Madeleine Leveau-Fernandez, Les Apaches de Paris à la Belle Époque 22/09/2016

Le point de vue de la documentaliste est central dans la façon dont Arlette Boulogne aborde la question des bibliothèques populaires. Ses recherches l’ont rendue particulièrement sensible aux travaux de Jean Macé dont elle fait une figure décisive de la création de bibliothèques en milieu rural. L’objectif du fondateur de la Ligue de l’Enseignement en France est, au-delà du développement de la lecture, l’amélioration du niveau intellectuel des classes laborieuses. Arlette Boulogne explique les convergences et les différences entre l’organisation des Bibliothèques des Amis de l’Instruction et celle les Bibliothèques communales. Elle articule l’œuvre de Macé avec les nouveautés introduites dans le domaine de l’édition par Jules Hetzel et Louis Hachette.

Arlette Boulogne, Quelques bibliothèques populaires en France de 1860 à 1881 : quelques dates, quelques hommes et des images. 06/10/2016

En 1985, Michelle Magdeleine était venue donner une passionnante conférence, que l’on peut écouter en ligne, sur le refuge huguenot, le terme “refuge” désignant l’ensemble des lieux et des populations qui ont pu s’y installer. L’une des suites son travail a été la constitution d’une base de données consultable sur http://refuge-huguenot.ish-lyon.cnrs.fr/

Il s’est agi de procéder au recensement le plus exhaustif possible des populations concernées par l’exil au lendemain de la révocation de l’Édit de Nantes. Les registres d’assistance de l’Église française de Francfort constituaient une base précieuse mais demandaient à être complétées par d’autres sources internationales. Au cours de cette soirée, Michelle Magdelaine a exposé quelles pistes ont été suivies pour savoir qui pouvait être identifié comme protestant à Paris sous l’Ancien Régime. Il faut se livrer à un véritable travail de décryptage. Savoir quels sont les cimetières où peuvent se faire enterrer les protestants, les églises hors Paris où ils peuvent se faire baptiser, repérer dans les actes notariés les formules qui dénotent une non appartenance à l’église apostolique et romaine. Les petite arrangements avec les règles témoignent, pour Michelle Magdelaine, d’un pragmatisme certain de la part d’un Ancien Régime qui, dans le quotidien, veut éviter de se priver de sujets de valeur.
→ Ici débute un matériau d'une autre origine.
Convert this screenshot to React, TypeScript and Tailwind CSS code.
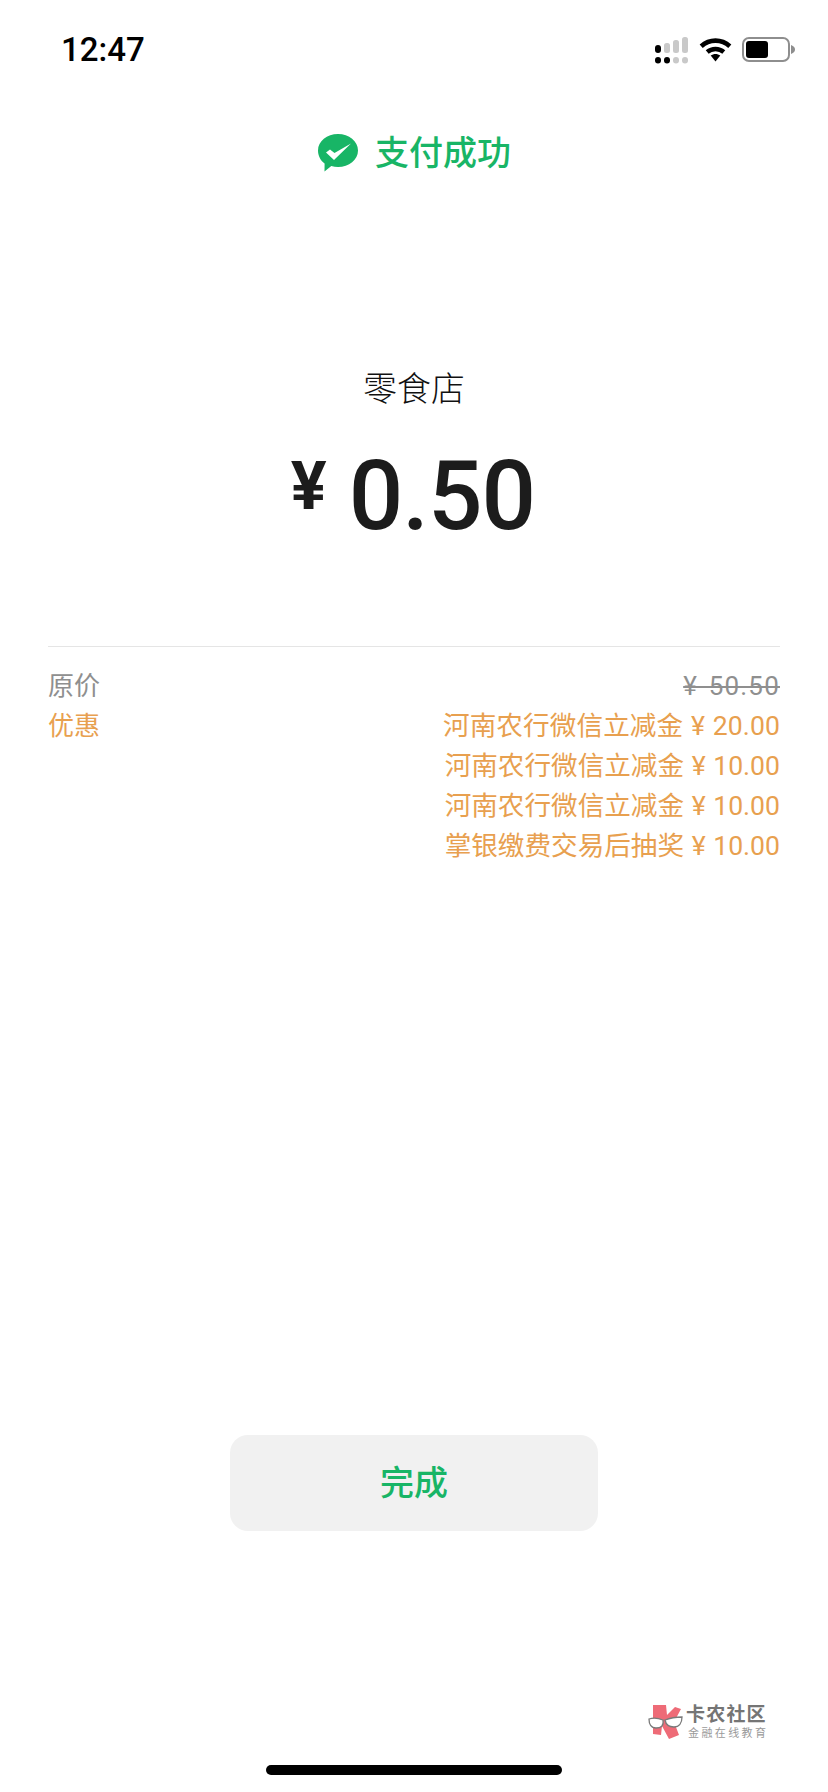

 Michelle Magdelaine, Le protestantisme à Paris 17/11/2016

Déjà présent la saison dernière, Éric Hazan a fait étape à la BAI sur un parcours qu’il a intitulé Ma traversée de Paris. Partant d’une librairie au sud de la capitale pour en rejoindre une autre au nord, sillonnant l’avenue de l’Observatoire et débouchant vers la porte de Saint-Ouen, il parcourt des lieux chargés d’histoire et, parfois de son histoire personnelle. On y rencontre des figures anonymes mais chaleureuses qui ont enrichi la vie de l’enfant d’éditeur puis du chirurgien que fut Éric Hazan. Les mutations sont dépeintes avec une pointe de nostalgie, notamment lorsque la fringue chasse le livre, mais sans pessimisme. Un invitation à laisser avec confiance se reconstruire un nouveau peuple Paris.